Establishing an evangelist-led ecosystem
Technological ecosystems are abundant in today’s digital world. They exist around everything you experience from your mobile phone operating system to your smart car, to your connected home. People are interacting with more technology every day and the level of interconnectedness is increasing at an exponential rate. Despite the diversity in connected technologies there’s one thing every single one of them share. That one thing is developers.
Every phase of technological production and implementation requires the expertise of developers. Without developers the ecosystem isn’t complete. In order for an ecosystem to thrive, developers must be interested and active in all that is going on. The challenge for companies then, is to figure out how to engage developers every step of the way and keep them motivated and involved.
One approach leading technology companies are using to reach and engage those developers is a developer evangelist model. The evangelist model is perhaps as varied as the number of technologies they represent. They come in all shapes and sizes with different targets, methods and intended outcomes. They range from the full time internal employee who speaks at large developer events in a one-to-many approach to the part time external contract employee who sits down with developers one-on-one at local Meet Ups.

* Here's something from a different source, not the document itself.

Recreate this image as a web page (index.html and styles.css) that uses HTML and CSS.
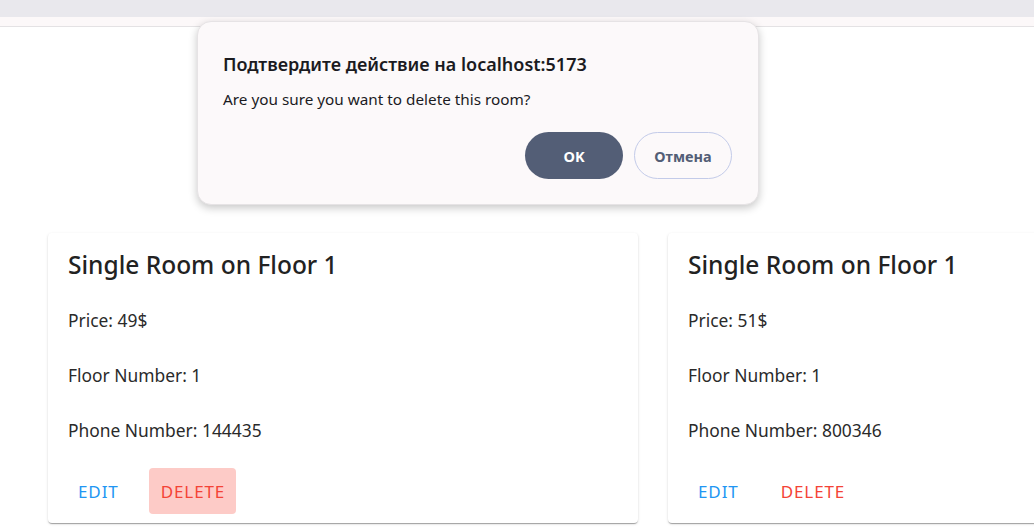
FILE: index.html
```html
<!DOCTYPE html>
<html lang="en">
<head>
<meta charset="utf-8">
<title>Rooms</title>
<link rel="stylesheet" href="styles.css">
</head>
<body>
<div class="topbar"></div>
<div class="subbar"></div>
<main class="rooms">
  <section class="card">
    <h2 class="card-title">Single Room on Floor 1</h2>
    <p class="card-line">Price: 49$</p>
    <p class="card-line">Floor Number: 1</p>
    <p class="card-line">Phone Number: 144435</p>
    <div class="actions">
      <button class="btn btn-edit">EDIT</button>
      <button class="btn btn-delete active">DELETE</button>
    </div>
  </section>
  <section class="card">
    <h2 class="card-title">Single Room on Floor 1</h2>
    <p class="card-line">Price: 51$</p>
    <p class="card-line">Floor Number: 1</p>
    <p class="card-line">Phone Number: 800346</p>
    <div class="actions">
      <button class="btn btn-edit">EDIT</button>
      <button class="btn btn-delete">DELETE</button>
    </div>
  </section>
</main>
<div class="dialog">
  <h1 class="dialog-title">Подтвердите действие на localhost:5173</h1>
  <p class="dialog-msg">Are you sure you want to delete this room?</p>
  <div class="dialog-actions">
    <button class="dbtn dbtn-ok">OK</button>
    <button class="dbtn dbtn-cancel">Отмена</button>
  </div>
</div>
</body>
</html>
```
FILE: styles.css
```css
* { box-sizing: border-box; }
html, body { margin: 0; padding: 0; background: #ffffff; }
body {
  font-family: "Noto Sans", "Open Sans", sans-serif;
  width: 1034px;
  height: 532px;
  overflow: hidden;
  position: relative;
}
.topbar { height: 17px; background: #e9e8ed; }
.subbar { height: 10px; background: #fcf8f9; border-bottom: 1px solid #e4e2e4; }

.rooms {
  display: flex;
  gap: 30px;
  padding: 206px 0 10px 48px;
  overflow: hidden;
}
.card {
  flex: 0 0 590px;
  height: 290px;
  background: #fff;
  border-radius: 4px;
  box-shadow: 0 2px 1px -1px rgba(0,0,0,0.2), 0 1px 1px 0 rgba(0,0,0,0.14), 0 1px 3px 0 rgba(0,0,0,0.12);
  padding: 16px 20px 0 20px;
  color: #2a2a2a;
}
.card-title {
  margin: 0;
  font-size: 24.5px;
  font-weight: 500;
  line-height: 32px;
  color: #222;
}
.card-line {
  margin: 23px 0 0 0;
  font-size: 17.4px;
  line-height: 32px;
}
.card-line + .card-line { margin-top: 23px; }
.actions {
  display: flex;
  gap: 20px;
  margin-top: 22px;
}
.btn {
  font-family: "Noto Sans", sans-serif;
  border: 0;
  background: transparent;
  font-size: 17px;
  letter-spacing: 0.9px;
  height: 46px;
  padding: 0 10px;
  border-radius: 4px;
  cursor: pointer;
}
.btn-edit { color: #2196f3; }
.btn-delete { color: #f44336; padding: 0 11px 0 12px; }
.btn-delete.active { background: #fdcbc7; }

.dialog {
  position: absolute;
  left: 197px;
  top: 21px;
  width: 562px;
  height: 184px;
  background: #fcf9fa;
  border: 1px solid #e6e3e5;
  border-radius: 14px;
  box-shadow: 0 3px 8px rgba(0,0,0,0.22);
  padding: 29px 26px 0 25px;
  color: #1b1b1f;
}
.dialog-title {
  margin: 0;
  font-size: 18px;
  font-weight: 600;
  line-height: 26px;
}
.dialog-msg {
  margin: 12px 0 0 0;
  font-size: 15.3px;
  line-height: 20px;
}
.dialog-actions {
  display: flex;
  justify-content: flex-end;
  gap: 11px;
  margin-top: 23px;
}
.dbtn {
  width: 98px;
  height: 47px;
  border-radius: 24px;
  font-family: "Noto Sans", sans-serif;
  font-size: 14.5px;
  font-weight: 700;
}
.dbtn-ok { background: #535e76; color: #fff; border: 0; }
.dbtn-cancel { background: transparent; color: #535e76; border: 1px solid #c3cbe9; }
```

The models can be tailored for different outcomes. If for example the intended outcome is broad awareness of a particular offering or platform, a one-to-many approach works well. The evangelist would likely be a talented speaker with a charismatic personality who would attend larger industry developer events as a top tier sponsor and communicate the product in an exciting and engaging way for developers. This person would potentially become the face and voice to developers for a given segment. If however the intended outcome is to reach new developers and get them to adopt, implement or publish using a given offering or platform, a one-to-some model works well. In this approach the ideal evangelist would be someone who is very familiar with the technology, can interact well socially and relate to developers individually. They would be utilized to speak at sponsored events but usually in breakout sessions where they can engage and interact with developers on a more personal level. Those interactions would then move into more personal communication via email or some other means to provide individual support along the development path.

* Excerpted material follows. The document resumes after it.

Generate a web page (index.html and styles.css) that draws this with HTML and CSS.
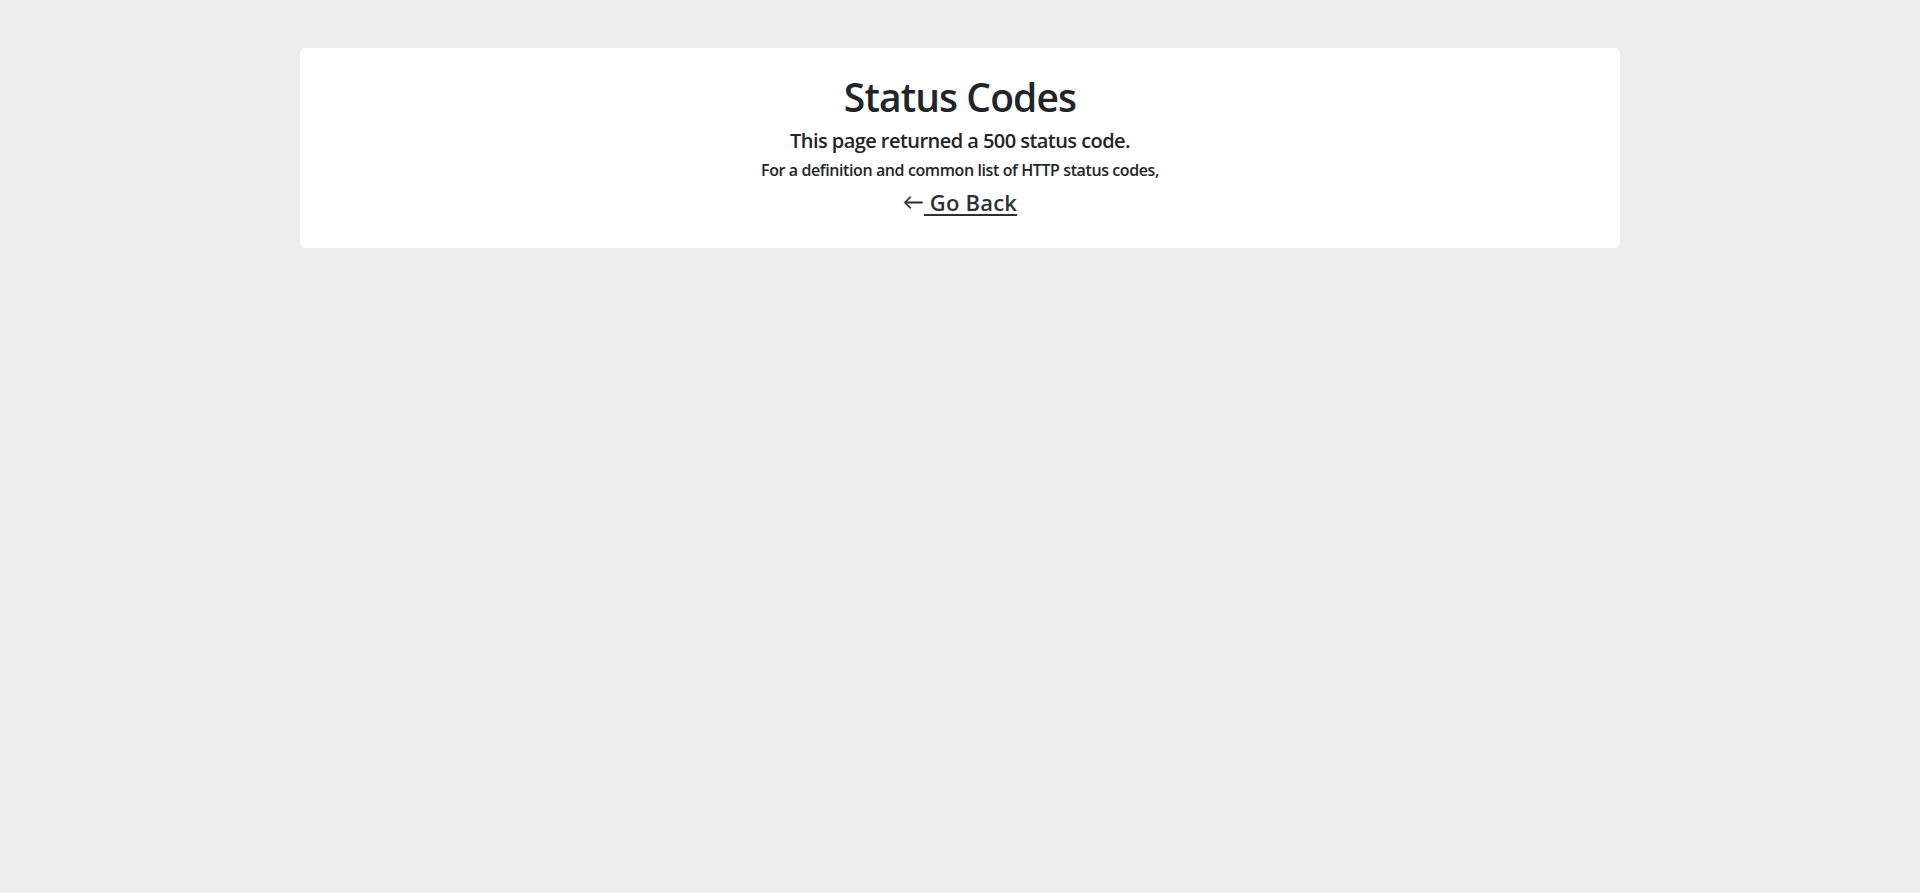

Regardless which model is implemented, the overall goal is the same, to provide some level of personal connection with developers. The personal connection evangelists create builds a sense of familiarity, connectedness and value between the company and the developer. This connection in turn creates brand loyalty and aids in meaningful community building. The company that can foster the growth of a committed developer community will have a much greater chance at being successful in their segment.